A history of area pharmacies
At the turn of the 20th century, Nashua – population roughly 23,000 – boasted 15 pharmacies, half of them on Main Street, none farther than a two-block walk east or west.
Alternately called apothecaries, drugstores or drug companies, most were family-owned and operated, often for generations.
And they had at least one thing in common: Each was independently owned.
Today, in a Nashua four times that size, only three independent, or “unchained,” pharmacies – Rice’s, Wingate’s and Medicine World – remain. But come next week, that drops to just two when Rice’s, the oldest pharmacy not only in Nashua but in the state, as well, shutters its landmark shop adjacent to the Main Street Bridge after a remarkable 142 years.
While owner Roger Hebert and his employees are continuing on in the pharmacy business, the name Rice’s – for longtime owner Herbert E. Rice – is now relegated to the history books.
While doctors and “chemists” – the original apothecarists and pharmacists – began compounding drugs and putting up remedies such as dysentery syrup, balsam of life, gum myrrh, nerve powders, slippery elm and wine bitters as far back as Revolutionary War times, the first true pharmacies and apothecaries didn’t come along until the early 1800s.
Nashua’s first drugstores are believed to have popped up in the 1820s and early ’30s in Nashua Village, a so-called section of Old Dunstable up until the city was incorporated as Nashua in 1836.
The first drugstore mentioned by name is the Nashua Medicine Store, which, according to “The Nashua Experience,” always had an ample selection of German leeches on hand.
Here is a time line of highlights in Rice’s and other Nashua pharmacies’ history:
• 1820s – City’s first apothecaries opens, mostly to supply physicians with herbal and compounded cures.
• 1868 – Present-day Rice’s Pharmacy is founded at 55 Main St. as Blanchard & Currier by physician/surgeon George W. Currier and druggist Willis H. Blanchard.
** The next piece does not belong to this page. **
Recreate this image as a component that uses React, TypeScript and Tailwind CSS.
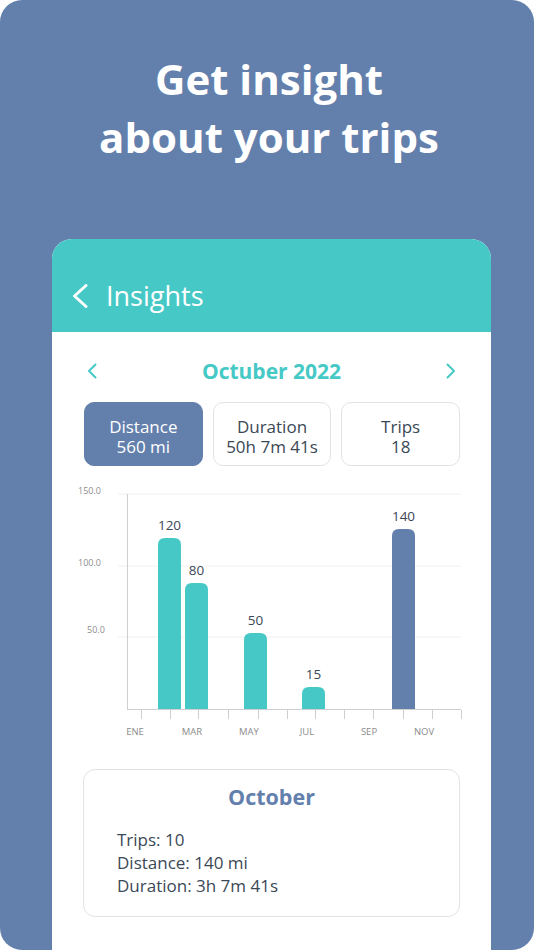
import React from "react";

const BLUE = "#6380ad";
const TEAL = "#46c9c6";

function topRoundedBar(x: number, top: number, w: number, bottom: number, r: number) {
  return `M${x} ${bottom} L${x} ${top + r} Q${x} ${top} ${x + r} ${top} L${x + w - r} ${top} Q${x + w} ${top} ${x + w} ${top + r} L${x + w} ${bottom} Z`;
}

function Chart() {
  const bars = [
    { x: 158, top: 538, label: "120", color: TEAL },
    { x: 185, top: 583, label: "80", color: TEAL },
    { x: 244, top: 633, label: "50", color: TEAL },
    { x: 302, top: 687, label: "15", color: TEAL },
    { x: 392, top: 529, label: "140", color: BLUE },
  ];
  const ticks = [141, 170, 198, 228, 258, 287, 315, 344, 373, 403, 432, 461];
  const months = [
    { t: "ENE", x: 135 },
    { t: "MAR", x: 192 },
    { t: "MAY", x: 249 },
    { t: "JUL", x: 307 },
    { t: "SEP", x: 369 },
    { t: "NOV", x: 424 },
  ];
  const font = "'Open Sans', sans-serif";
  return (
    <svg width={439} height={270} viewBox="52 478 439 270" className="block">
      {[494, 566, 637].map((y) => (
        <line key={y} x1={118} x2={461} y1={y} y2={y} stroke="#f0f0f0" strokeWidth={1} />
      ))}
      <text x={78} y={494} fontSize={9} fill="#8c8c8c" fontFamily={font}>150.0</text>
      <text x={78} y={566} fontSize={9} fill="#8c8c8c" fontFamily={font}>100.0</text>
      <text x={87} y={633} fontSize={9} fill="#8c8c8c" fontFamily={font}>50.0</text>
      <line x1={127.5} x2={127.5} y1={494} y2={710} stroke="#cfcfcf" strokeWidth={1} />
      <line x1={127} x2={461} y1={709.5} y2={709.5} stroke="#cfcfcf" strokeWidth={1} />
      {ticks.map((x) => (
        <line key={x} x1={x + 0.5} x2={x + 0.5} y1={710} y2={719} stroke="#cfcfcf" strokeWidth={1} />
      ))}
      {months.map((m) => (
        <text key={m.t} x={m.x} y={735} fontSize={9.5} fill="#8c8c8c" textAnchor="middle" fontFamily={font}>
          {m.t}
        </text>
      ))}
      {bars.map((b) => (
        <g key={b.label}>
          <path d={topRoundedBar(b.x, b.top, 23, 709, 7)} fill={b.color} />
          <text x={b.x + 11.5} y={b.top - 8} fontSize={13.5} fill="#3b4856" textAnchor="middle" fontFamily={font}>
            {b.label}
          </text>
        </g>
      ))}
    </svg>
  );
}

function Chevron({ dir, color, size, stroke }: { dir: "left" | "right"; color: string; size: number; stroke: number }) {
  return (
    <svg width={size} height={size * 1.6} viewBox="0 0 10 16" fill="none">
      <path
        d={dir === "left" ? "M8.5 1.5 L2 8 L8.5 14.5" : "M1.5 1.5 L8 8 L1.5 14.5"}
        stroke={color}
        strokeWidth={stroke}
        strokeLinecap="round"
        strokeLinejoin="round"
      />
    </svg>
  );
}

export default function App() {
  return (
    <div className="w-[534px] h-[950px] bg-white font-['Open_Sans',sans-serif]">
      <div className="h-full rounded-[22px] bg-[#6380ad] overflow-hidden flex flex-col">
        <h1 className="pt-[50px] pl-[4px] text-center text-white font-bold text-[42px] leading-[58px]">
          Get insight
          <br />
          about your trips
        </h1>
        <div className="mt-[73px] ml-[52px] w-[439px] flex-1 bg-white rounded-t-[20px] overflow-hidden">
          <div className="h-[93px] bg-[#46c9c6] flex items-start pt-[41px] pl-[20px]">
            <div className="mt-[4px] mr-[18px]">
              <svg width={16} height={24} viewBox="0 0 16 24" fill="none">
                <path d="M14 1.5 L2.5 12 L14 22.5" stroke="white" strokeWidth={3} strokeLinecap="round" strokeLinejoin="round" />
              </svg>
            </div>
            <span className="text-white text-[27px] leading-[32px]">Insights</span>
          </div>
          <div className="mt-[27px] flex items-center justify-between pl-[35px] pr-[35px] h-[24px]">
            <Chevron dir="left" color={TEAL} size={10} stroke={2} />
            <span className="text-[#46c9c6] font-bold text-[21px] leading-[24px]">Octuber 2022</span>
            <Chevron dir="right" color={TEAL} size={10} stroke={2} />
          </div>
          <div className="mt-[19px] grid grid-cols-3 gap-[10px] pl-[32px] pr-[31px]">
            <div className="h-[64px] rounded-[10px] bg-[#6380ad] border border-[#6380ad] pt-[14px] text-center text-white text-[17px] leading-[20px]">
              Distance
              <br />
              560 mi
            </div>
            <div className="h-[64px] rounded-[10px] bg-white border border-[#e3e3e3] pt-[14px] text-center text-[#3b4856] text-[17px] leading-[20px]">
              Duration
              <br />
              50h 7m 41s
            </div>
            <div className="h-[64px] rounded-[10px] bg-white border border-[#e3e3e3] pt-[14px] text-center text-[#3b4856] text-[17px] leading-[20px]">
              Trips
              <br />
              18
            </div>
          </div>
          <div className="mt-[12px]">
            <Chart />
          </div>
          <div className="mt-[21px] ml-[31px] w-[377px] h-[148px] rounded-[12px] border border-[#e3e3e3] pt-[13px]">
            <div className="text-center text-[#6380ad] font-bold text-[21.5px] leading-[28px]">October</div>
            <div className="mt-[17px] pl-[33px] text-[#3b4856] text-[17px] leading-[23px]">
              <div>Trips: 10</div>
              <div>Distance: 140 mi</div>
              <div>Duration: 3h 7m 41s</div>
            </div>
          </div>
        </div>
      </div>
    </div>
  );
}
• 1892 – Nashua Drug Co., a trade cooperative, is formed; Blanchard and Currier buy first five shares for $10 each.
• 1900 – Frank Homer Wingate opens Wingate’s Pharmacy at 129 Main St. Fourth-generation owner Gary Wingate operates the business at the same address today.
• Early 1900s – Nashua lists 15 apothecaries or drugstores, all independent.
• 1910 – Pharmacist Herbert E. Rice, formerly employed by Hallisey’s Drug Store and Underhill Drug Co., buys Blanchard & Currier.
• Dec. 11, 1924 – Original Rice’s Pharmacy building burns with several others in the huge Main Street Bridge fire.
• 1927 – The present-day Riverside Building is constructed. Rice’s address becomes 59 Main St.
• 1947 – Lawyer Gerald Cobleigh and businessman Abraham Slawsby buy Riverside Building.
• 1950 – Herbert Rice retires; Rice’s is bought by Ray Lavallee, who removes marble soda fountain.
• 1952 – Eleven independent pharmacies are operating in Nashua.
• 1957 – Nashua native, pharmacist and apothecarist Brad Whitney opens Whitney Pharmacy at Main and Kinsley streets.
• 1957 – Jim Hebert, newly graduated from pharmaceutical school, begins work at Rice’s.
• 1968 – Nine independent pharmacies are operating in Nashua.
• 1982 – Pharmacist Bob Lolley opens Medicine World at 262 Main Dunstable Road.
• 1983 – Peter Supry opens Peter’s Pharmacy at the former Town & Country Pharmacy, 495 Amherst St.
• 1985 – Eight pharmacies (some with multiple locations) are operating in Nashua. Six are independently owned.
• 1986 – Chris Stone buys Peter’s Pharmacy from Supry.
• 1995 – Jim Hebert’s son, Roger, takes over Rice’s.
• 2000 – Whitney Pharmacy closes after more than 40 years.
• December 2008 – Stone sells the business to Target and closes, leaving three independent pharmacies in Nashua.
• October 2010 – Rice’s owner Roger Hebert enters agreement to operate the Osco pharmacy in Shaw’s Supermarket, 300 Main St. Rice’s Pharmacy closes after 142 years on the Main Street Bridge.